● **WHAT THIS TASK INVOLVES**:
Skip every image and restate the data word for word.

═════ DATASET EXCERPT ═════

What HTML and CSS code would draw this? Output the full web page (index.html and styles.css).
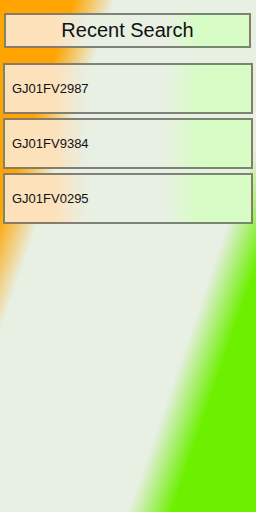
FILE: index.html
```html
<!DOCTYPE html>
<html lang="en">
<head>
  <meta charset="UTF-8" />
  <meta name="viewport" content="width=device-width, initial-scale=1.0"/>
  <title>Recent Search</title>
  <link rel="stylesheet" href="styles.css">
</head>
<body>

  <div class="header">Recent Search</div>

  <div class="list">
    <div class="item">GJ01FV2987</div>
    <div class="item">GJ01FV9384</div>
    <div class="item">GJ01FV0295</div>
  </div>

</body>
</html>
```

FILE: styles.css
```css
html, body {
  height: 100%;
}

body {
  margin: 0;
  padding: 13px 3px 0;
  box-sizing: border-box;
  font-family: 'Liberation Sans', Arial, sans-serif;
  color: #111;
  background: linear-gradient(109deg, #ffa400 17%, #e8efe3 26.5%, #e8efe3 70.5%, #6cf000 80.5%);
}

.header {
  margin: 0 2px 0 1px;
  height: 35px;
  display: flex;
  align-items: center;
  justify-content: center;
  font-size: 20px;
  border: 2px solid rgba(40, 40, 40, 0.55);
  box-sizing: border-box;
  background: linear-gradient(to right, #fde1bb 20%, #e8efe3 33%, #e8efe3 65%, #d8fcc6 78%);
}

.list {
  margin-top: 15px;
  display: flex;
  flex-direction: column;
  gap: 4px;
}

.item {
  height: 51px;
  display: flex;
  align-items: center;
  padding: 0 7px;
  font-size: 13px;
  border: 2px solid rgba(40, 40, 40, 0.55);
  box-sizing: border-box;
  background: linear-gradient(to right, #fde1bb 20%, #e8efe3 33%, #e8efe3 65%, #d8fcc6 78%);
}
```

═════

● **TASK OUTPUT**:
What HTML and CSS code would draw this? Output the full web page (index.html and styles.css).
FILE: index.html
```html
<!DOCTYPE html>
<html lang="en">
<head>
  <meta charset="UTF-8" />
  <meta name="viewport" content="width=device-width, initial-scale=1.0"/>
  <title>Recent Search</title>
  <link rel="stylesheet" href="styles.css">
</head>
<body>

  <div class="header">Recent Search</div>

  <div class="list">
    <div class="item">GJ01FV2987</div>
    <div class="item">GJ01FV9384</div>
    <div class="item">GJ01FV0295</div>
  </div>

</body>
</html>
```

FILE: styles.css
```css
html, body {
  height: 100%;
}

body {
  margin: 0;
  padding: 13px 3px 0;
  box-sizing: border-box;
  font-family: 'Liberation Sans', Arial, sans-serif;
  color: #111;
  background: linear-gradient(109deg, #ffa400 17%, #e8efe3 26.5%, #e8efe3 70.5%, #6cf000 80.5%);
}

.header {
  margin: 0 2px 0 1px;
  height: 35px;
  display: flex;
  align-items: center;
  justify-content: center;
  font-size: 20px;
  border: 2px solid rgba(40, 40, 40, 0.55);
  box-sizing: border-box;
  background: linear-gradient(to right, #fde1bb 20%, #e8efe3 33%, #e8efe3 65%, #d8fcc6 78%);
}

.list {
  margin-top: 15px;
  display: flex;
  flex-direction: column;
  gap: 4px;
}

.item {
  height: 51px;
  display: flex;
  align-items: center;
  padding: 0 7px;
  font-size: 13px;
  border: 2px solid rgba(40, 40, 40, 0.55);
  box-sizing: border-box;
  background: linear-gradient(to right, #fde1bb 20%, #e8efe3 33%, #e8efe3 65%, #d8fcc6 78%);
}
```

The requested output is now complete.